Moving forward, we will continue to evaluate business development from a strategic perspective where we are leveraging our unique business model to drive ongoing cost reduction and efficiency improvements. We are confident that these adjustments and refinements will enable us to respond more agile to market changes and deliver greater value to our shareholders.
On your second question, well, firstly, we've adopted an integrated approach to strategic planning. We have established a comprehensive strategic planning process to ensure alignment between short-term performance goals and our long-term vision. This involves maintaining continuous communication to ensure all stakeholders have a clear understanding of the company's strategy and direction. In the short term, we will focus on enhancing execution, efficiency, controlling costs and driving revenues to ensure robust financial performance.

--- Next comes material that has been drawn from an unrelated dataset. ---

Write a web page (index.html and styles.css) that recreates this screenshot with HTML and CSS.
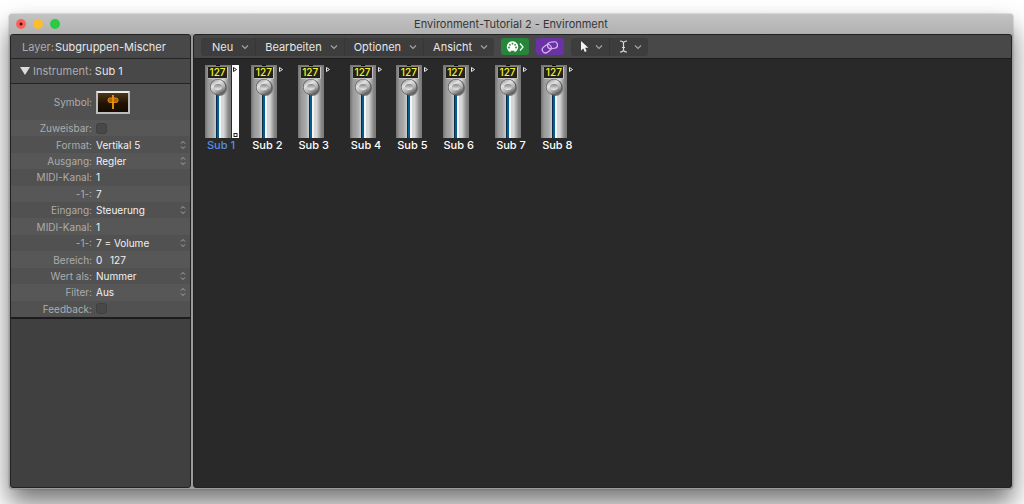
FILE: index.html
```html
<!DOCTYPE html>
<html lang="de">
<head>
<meta charset="utf-8">
<title>Environment-Tutorial 2 - Environment</title>
<link rel="stylesheet" href="styles.css">
</head>
<body>
<svg class="defs" aria-hidden="true">
  <defs>
    <linearGradient id="metal" x1="0" x2="1" y1="0" y2="0">
      <stop offset="0" stop-color="#727272"/><stop offset=".12" stop-color="#999"/><stop offset=".3" stop-color="#aaa"/>
      <stop offset=".48" stop-color="#ddd"/><stop offset=".72" stop-color="#d6d6d6"/><stop offset=".9" stop-color="#888"/><stop offset="1" stop-color="#777"/>
    </linearGradient>
    <linearGradient id="knob" x1=".2" y1="0" x2=".8" y2="1">
      <stop offset="0" stop-color="#9a9a9a"/><stop offset=".3" stop-color="#e2e2e2"/>
      <stop offset=".65" stop-color="#b0b0b0"/><stop offset="1" stop-color="#4c4c4c"/>
    </linearGradient>
    <linearGradient id="dimple" x1="0" y1="0" x2="0" y2="1">
      <stop offset="0" stop-color="#858585"/><stop offset="1" stop-color="#efefef"/>
    </linearGradient>
    <symbol id="fader" viewBox="0 0 34 73">
      <rect width="26" height="73" fill="url(#metal)"/>
      <rect x="1" width="24" height="2" fill="#777"/>
      <rect x="11" width="4" height="2" fill="#06131f"/>
      <rect x="3" y="1" width="21" height="13" fill="#858585"/>
      <rect x="3" y="2" width="19" height="11" fill="#222218"/>
      <path d="M3 13.500H22.500V2" fill="none" stroke="#c4c4c4"/>
      <rect x="11" y="27" width="3" height="46" fill="#062c48"/>
      <rect x="12" y="27" width="2" height="46" fill="#075b8d"/>
      <rect x="14" y="27" width="2" height="46" fill="#f3f6f7"/>
      <ellipse cx="14.500" cy="23" rx="7.500" ry="8" fill="#555" opacity=".75"/>
      <circle cx="13" cy="22" r="8" fill="#5a5a5a"/>
      <circle cx="13" cy="22" r="7.400" fill="url(#knob)"/>
      <ellipse cx="13" cy="22" rx="4" ry="3" fill="url(#dimple)"/>
      <path d="M28.500 2.500V6.500L31.500 4.500Z" fill="none" stroke="#e8e8e8"/>
    </symbol>
    <symbol id="chevron" viewBox="0 0 8 6"><path d="M1 1.500 4 4.500 7 1.500" fill="none" stroke="#a3a3a3" stroke-width="1.200"/></symbol>
  </defs>
</svg>
<div class="window">
  <header class="titlebar">
    <div class="lights">
      <button class="light light-close" aria-label="Schließen"></button>
      <button class="light light-min" aria-label="Minimieren"></button>
      <button class="light light-max" aria-label="Vergrößern"></button>
    </div>
    <h1 class="title">Environment-Tutorial 2 - Environment</h1>
  </header>
  <div class="panes">
    <aside class="sidebar">
      <div class="layer"><span class="dim">Layer:</span><span>Subgruppen-Mischer</span></div>
      <button class="instrument"><svg width="10" height="8" viewBox="0 0 10 8"><path d="M0 0H10L5 8Z" fill="#ddd"/></svg><span class="dim">Instrument:</span><span>Sub 1</span></button>
      <div class="inspector">
        <div class="symbol-row"><span class="label">Symbol:</span>
          <button class="symbol" aria-label="Symbol">
            <svg width="12" height="16" viewBox="0 0 12 16"><path d="M6 1V15" stroke="#f5990c" stroke-width="1.800"/><rect x="1" y="4" width="10" height="4.500" rx="2" fill="#a9640a" stroke="#dd8a10"/><path d="M6 4V9" stroke="#f5990c" stroke-width="1.500"/></svg>
          </button>
        </div>
        <div class="rows">
          <div class="row"><label class="label" for="p1">Zuweisbar:</label><input class="check" type="checkbox" id="p1"></div>
          <div class="row"><label class="label" for="p2">Format:</label><select class="value pick" id="p2"><option>Vertikal 5</option></select></div>
          <div class="row"><label class="label" for="p3">Ausgang:</label><select class="value pick" id="p3"><option>Regler</option></select></div>
          <div class="row"><label class="label" for="p4">MIDI-Kanal:</label><input class="value" id="p4" value="1"></div>
          <div class="row"><label class="label" for="p5">-1-:</label><input class="value" id="p5" value="7"></div>
          <div class="row"><label class="label" for="p6">Eingang:</label><select class="value pick" id="p6"><option>Steuerung</option></select></div>
          <div class="row"><label class="label" for="p7">MIDI-Kanal:</label><input class="value" id="p7" value="1"></div>
          <div class="row"><label class="label" for="p8">-1-:</label><select class="value pick" id="p8"><option>7 = Volume</option></select></div>
          <div class="row"><label class="label" for="p9">Bereich:</label><span class="range"><input class="value range-low" id="p9" value="0"><input class="value" aria-label="Bereich bis" value="127"></span></div>
          <div class="row"><label class="label" for="p10">Wert als:</label><select class="value pick" id="p10"><option>Nummer</option></select></div>
          <div class="row"><label class="label" for="p11">Filter:</label><select class="value pick" id="p11"><option>Aus</option></select></div>
          <div class="row"><label class="label" for="p12">Feedback:</label><input class="check" type="checkbox" id="p12"></div>
        </div>
      </div>
    </aside>
    <main class="main">
      <nav class="toolbar">
        <div class="group menus">
          <button class="menu">Neu<svg width="8" height="6"><use href="#chevron"/></svg></button>
          <button class="menu">Bearbeiten<svg width="8" height="6"><use href="#chevron"/></svg></button>
          <button class="menu">Optionen<svg width="8" height="6"><use href="#chevron"/></svg></button>
          <button class="menu">Ansicht<svg width="8" height="6"><use href="#chevron"/></svg></button>
        </div>
        <button class="toggle midi" aria-label="MIDI-Ausgang">
          <svg width="20" height="14" viewBox="0 0 20 14"><path d="M5.500 12.200A5.700 5.700 0 1 1 9.500 12.200V10.800H5.500Z" fill="#fff"/><g fill="#28863a"><circle cx="4" cy="7.500" r=".9"/><circle cx="4.900" cy="4.800" r=".9"/><circle cx="7.500" cy="3.700" r=".9"/><circle cx="10.100" cy="4.800" r=".9"/><circle cx="11" cy="7.500" r=".9"/></g><path d="M15 3.500 18 7 15 10.500" fill="none" stroke="#fff" stroke-width="1.300"/></svg>
        </button>
        <button class="toggle link" aria-label="Verknüpfen">
          <svg width="18" height="14" viewBox="0 0 18 14" fill="none" stroke="#d5b6ef" stroke-width="1.200"><rect x="1" y="5.500" width="9.500" height="6.500" rx="3.250" transform="rotate(-35 5.750 8.750)"/><rect x="6.500" y="2" width="10" height="6.500" rx="3.250" transform="rotate(-8 11.500 5.250)"/></svg>
        </button>
        <div class="group tools">
          <button class="menu tool" aria-label="Zeiger"><svg width="9" height="13" viewBox="0 0 9 13"><path d="M1 1V10.500L3.300 8.400 4.800 12 6.600 11.200 5.100 7.700H8.300Z" fill="#f4f4f4"/></svg><svg width="8" height="6"><use href="#chevron"/></svg></button>
          <button class="menu tool" aria-label="Text"><svg width="9" height="13" viewBox="0 0 9 13"><path d="M1 1Q4.500 1 4.500 3.500Q4.500 1 8 1M4.500 3V10M1 12Q4.500 12 4.500 9.500Q4.500 12 8 12M3 7.500H6" fill="none" stroke="#d8d8d8" stroke-width="1.200"/></svg><svg width="8" height="6"><use href="#chevron"/></svg></button>
        </div>
      </nav>
      <section class="canvas">
        <div class="bank">
          <div class="strip selected"><div class="body"><svg width="34" height="73"><use href="#fader"/></svg><span class="num">127</span><svg class="cable" width="7" height="73" viewBox="0 0 7 73"><rect width="7" height="73" fill="#fff"/><path d="M1.500 2.500V6.500L4.500 4.500Z" fill="none" stroke="#222"/><rect x="2" y="68.500" width="3" height="3" fill="none" stroke="#222"/></svg></div><span class="name">Sub 1</span></div>
          <div class="strip"><div class="body"><svg width="34" height="73"><use href="#fader"/></svg><span class="num">127</span></div><span class="name">Sub 2</span></div>
          <div class="strip"><div class="body"><svg width="34" height="73"><use href="#fader"/></svg><span class="num">127</span></div><span class="name">Sub 3</span></div>
        </div>
        <div class="bank">
          <div class="strip"><div class="body"><svg width="34" height="73"><use href="#fader"/></svg><span class="num">127</span></div><span class="name">Sub 4</span></div>
          <div class="strip"><div class="body"><svg width="34" height="73"><use href="#fader"/></svg><span class="num">127</span></div><span class="name">Sub 5</span></div>
          <div class="strip"><div class="body"><svg width="34" height="73"><use href="#fader"/></svg><span class="num">127</span></div><span class="name">Sub 6</span></div>
        </div>
        <div class="bank">
          <div class="strip"><div class="body"><svg width="34" height="73"><use href="#fader"/></svg><span class="num">127</span></div><span class="name">Sub 7</span></div>
          <div class="strip"><div class="body"><svg width="34" height="73"><use href="#fader"/></svg><span class="num">127</span></div><span class="name">Sub 8</span></div>
        </div>
      </section>
    </main>
  </div>
</div>
</body>
</html>
```
FILE: styles.css
```css
* { box-sizing: border-box; }
body {
  margin: 0;
  height: 100vh;
  padding: 14px 11px 15px 9px;
  background: #fff;
  overflow: hidden;
  font: 11px/16px Inter, "Liberation Sans", sans-serif;
  color: #e6e6e6;
}
button, input, select {
  font: inherit;
  color: inherit;
  background: none;
  border: 0;
  padding: 0;
  margin: 0;
  border-radius: 0;
  appearance: none;
}
.defs { position: absolute; width: 0; height: 0; }
.window {
  height: 100%;
  display: flex;
  flex-direction: column;
  background: #9c9c9c;
  border-radius: 4px;
  padding: 0 1px 1px;
  box-shadow: 0 14px 26px rgba(0, 0, 0, .55), 0 0 2px rgba(0, 0, 0, .35);
}
.titlebar {
  display: grid;
  grid-template-columns: 1fr auto 1fr;
  align-items: center;
  height: 20px;
  margin: 0 -1px;
  padding: 0 7px;
  background: linear-gradient(#c3c3c3, #b1b1b1);
  border-radius: 4px 4px 0 0;
}
.lights { display: flex; gap: 7px; }
.light { width: 10px; height: 10px; border-radius: 50%; }
.light-close { background: radial-gradient(circle, #5c0a06 0 1px, #f9625a 2px); }
.light-min { background: #fcbd2e; }
.light-max { background: #2aca42; }
.title { margin: 0; font-size: 11px; font-weight: 400; color: #363636; }
.panes { flex: 1; min-height: 0; display: flex; gap: 2px; }
.sidebar, .main { border: 1px solid #222; border-radius: 3px; overflow: hidden; }
.sidebar { width: 181px; flex: none; background: #404040; }
.layer, .instrument {
  display: flex;
  align-items: center;
  gap: 3px;
  width: 100%;
  height: 25px;
  padding-left: 11px;
  background: #484848;
  border-bottom: 1px solid #252525;
}
.layer { height: 24px; gap: 1px; }
.instrument { padding-left: 9px; }
.dim { color: #acacac; }
.inspector { background: #515151; border-bottom: 2px solid #1c1c1c; font-size: 10px; }
.symbol-row, .row { display: grid; grid-template-columns: 81px 1fr; align-items: center; column-gap: 4px; }
.symbol-row { height: 36px; }
.label { text-align: right; color: #acacac; }
.symbol {
  display: grid;
  place-items: center;
  width: 34px;
  height: 23px;
  border: 2px solid #bdbdbd;
  border-top-color: #eee;
  border-radius: 1px;
  background: linear-gradient(#4d3819, #241504 50%, #130a02);
}
.rows { display: grid; grid-auto-rows: 1fr; height: 197px; }
.row { padding-right: 4px; }
.row:nth-child(odd) { background: #575757; }
.value { width: 100%; min-width: 0; height: 16px; color: #f2f2f2; }
.pick {
  background-image: url("data:image/svg+xml,%3Csvg xmlns='http://www.w3.org/2000/svg' width='6' height='10' fill='none' stroke='%23a8a8a8'%3E%3Cpath d='M1 3.500 3 1.500 5 3.500M1 6.500 3 8.500 5 6.500'/%3E%3C/svg%3E");
  background-repeat: no-repeat;
  background-position: right center;
}
.range { display: flex; }
.range-low { flex: none; width: 14px; }
.check { width: 11px; height: 11px; border: 1px solid #404040; border-radius: 3px; background: #484848; }
.main { flex: 1; min-width: 0; background: #292929; display: flex; flex-direction: column; }
.toolbar {
  display: flex;
  align-items: center;
  gap: 7px;
  height: 24px;
  padding-left: 7px;
  background: #484848;
  border-bottom: 1px solid #1e1e1e;
}
.group { display: flex; height: 18px; background: #3d3d3d; border-radius: 3px; }
.menus { padding-left: 2px; }
.menu {
  display: flex;
  align-items: center;
  gap: 8px;
  padding: 0 6px 0 9px;
  border-right: 1px solid #363636;
}
.menu:last-child { border-right: 0; }
.tool { gap: 6px; }
.toggle { display: grid; place-items: center; width: 28px; height: 17px; border-radius: 3px; }
.midi { background: #28863a; }
.link { background: #6a32a4; }
.canvas { flex: 1; display: flex; align-items: flex-start; gap: 6px; padding: 6px 11px; }
.bank { display: grid; grid-template-columns: repeat(3, 1fr); width: 139px; }
.body { position: relative; height: 73px; }
.body svg { display: block; }
.num {
  position: absolute;
  left: 3px;
  top: 2px;
  width: 19px;
  text-align: center;
  font-size: 10px;
  font-weight: 500;
  line-height: 11px;
  color: #f5f52a;
}
.body .cable { position: absolute; left: 27px; top: 0; }
.name { display: block; width: 32px; text-align: center; white-space: nowrap; font-weight: 500; line-height: 15px; color: #fff; }
.selected .name { color: #5590e0; }
```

Second thing, we have broken down our goals into different phases and also made flexible adjustments. So we have established a very clear objectives and targets for different phases that supports both short-term performance and long-term strategic implementation. At the same time, we maintain our strategic flexibility, allowing us to adapt our plans in response to market and technological change and swiftly respond to external environmental shifts. Thank you.
And that concludes the question-and-answer session. Thank you once again for joining Cango's Second Quarter 2024 Earnings Conference Call today. Have a great day.
[Interpreted] thank you all for your participation. Thank you.
[Portions of this transcript that are marked [Interpreted] were spoken by an interpreter present on the live call.]